Produce a word-for-word copy of the listing below without its pictures.

Dataset extract

--------------------

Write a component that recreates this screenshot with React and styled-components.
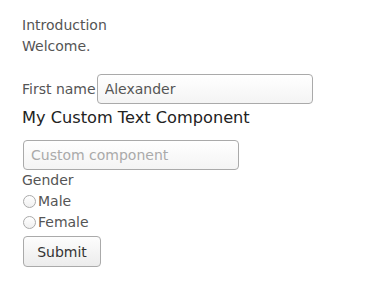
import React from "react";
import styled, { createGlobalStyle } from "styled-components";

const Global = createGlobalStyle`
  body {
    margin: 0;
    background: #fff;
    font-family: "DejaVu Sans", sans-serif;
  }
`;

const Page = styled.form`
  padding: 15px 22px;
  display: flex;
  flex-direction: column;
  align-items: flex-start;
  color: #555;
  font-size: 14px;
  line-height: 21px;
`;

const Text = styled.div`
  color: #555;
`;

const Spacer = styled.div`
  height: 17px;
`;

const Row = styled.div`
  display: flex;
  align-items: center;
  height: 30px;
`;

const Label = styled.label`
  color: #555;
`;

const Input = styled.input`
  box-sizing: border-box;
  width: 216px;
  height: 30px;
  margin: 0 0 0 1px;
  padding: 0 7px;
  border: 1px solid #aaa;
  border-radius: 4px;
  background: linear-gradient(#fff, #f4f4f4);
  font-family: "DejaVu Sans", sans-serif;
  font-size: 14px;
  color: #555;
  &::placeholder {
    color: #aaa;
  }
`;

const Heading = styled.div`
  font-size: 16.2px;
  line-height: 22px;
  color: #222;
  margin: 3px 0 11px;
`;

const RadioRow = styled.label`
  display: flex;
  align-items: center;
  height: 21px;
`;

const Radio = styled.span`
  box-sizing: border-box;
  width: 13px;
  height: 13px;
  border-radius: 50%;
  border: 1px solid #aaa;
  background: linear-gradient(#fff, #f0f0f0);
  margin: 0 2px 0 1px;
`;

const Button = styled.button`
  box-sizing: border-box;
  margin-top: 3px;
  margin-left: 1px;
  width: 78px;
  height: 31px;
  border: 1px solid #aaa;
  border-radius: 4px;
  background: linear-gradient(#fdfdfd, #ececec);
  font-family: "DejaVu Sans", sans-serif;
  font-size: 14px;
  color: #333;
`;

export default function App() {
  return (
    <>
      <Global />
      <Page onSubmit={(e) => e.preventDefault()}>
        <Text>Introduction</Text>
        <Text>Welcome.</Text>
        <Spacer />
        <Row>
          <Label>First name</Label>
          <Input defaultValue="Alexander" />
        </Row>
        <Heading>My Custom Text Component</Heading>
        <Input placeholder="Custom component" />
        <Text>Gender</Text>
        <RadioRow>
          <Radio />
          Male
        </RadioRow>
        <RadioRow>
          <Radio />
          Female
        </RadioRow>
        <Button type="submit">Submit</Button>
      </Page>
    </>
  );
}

--------------------

The output
Write a component that recreates this screenshot with React and styled-components.
import React from "react";
import styled, { createGlobalStyle } from "styled-components";

const Global = createGlobalStyle`
  body {
    margin: 0;
    background: #fff;
    font-family: "DejaVu Sans", sans-serif;
  }
`;

const Page = styled.form`
  padding: 15px 22px;
  display: flex;
  flex-direction: column;
  align-items: flex-start;
  color: #555;
  font-size: 14px;
  line-height: 21px;
`;

const Text = styled.div`
  color: #555;
`;

const Spacer = styled.div`
  height: 17px;
`;

const Row = styled.div`
  display: flex;
  align-items: center;
  height: 30px;
`;

const Label = styled.label`
  color: #555;
`;

const Input = styled.input`
  box-sizing: border-box;
  width: 216px;
  height: 30px;
  margin: 0 0 0 1px;
  padding: 0 7px;
  border: 1px solid #aaa;
  border-radius: 4px;
  background: linear-gradient(#fff, #f4f4f4);
  font-family: "DejaVu Sans", sans-serif;
  font-size: 14px;
  color: #555;
  &::placeholder {
    color: #aaa;
  }
`;

const Heading = styled.div`
  font-size: 16.2px;
  line-height: 22px;
  color: #222;
  margin: 3px 0 11px;
`;

const RadioRow = styled.label`
  display: flex;
  align-items: center;
  height: 21px;
`;

const Radio = styled.span`
  box-sizing: border-box;
  width: 13px;
  height: 13px;
  border-radius: 50%;
  border: 1px solid #aaa;
  background: linear-gradient(#fff, #f0f0f0);
  margin: 0 2px 0 1px;
`;

const Button = styled.button`
  box-sizing: border-box;
  margin-top: 3px;
  margin-left: 1px;
  width: 78px;
  height: 31px;
  border: 1px solid #aaa;
  border-radius: 4px;
  background: linear-gradient(#fdfdfd, #ececec);
  font-family: "DejaVu Sans", sans-serif;
  font-size: 14px;
  color: #333;
`;

export default function App() {
  return (
    <>
      <Global />
      <Page onSubmit={(e) => e.preventDefault()}>
        <Text>Introduction</Text>
        <Text>Welcome.</Text>
        <Spacer />
        <Row>
          <Label>First name</Label>
          <Input defaultValue="Alexander" />
        </Row>
        <Heading>My Custom Text Component</Heading>
        <Input placeholder="Custom component" />
        <Text>Gender</Text>
        <RadioRow>
          <Radio />
          Male
        </RadioRow>
        <RadioRow>
          <Radio />
          Female
        </RadioRow>
        <Button type="submit">Submit</Button>
      </Page>
    </>
  );
}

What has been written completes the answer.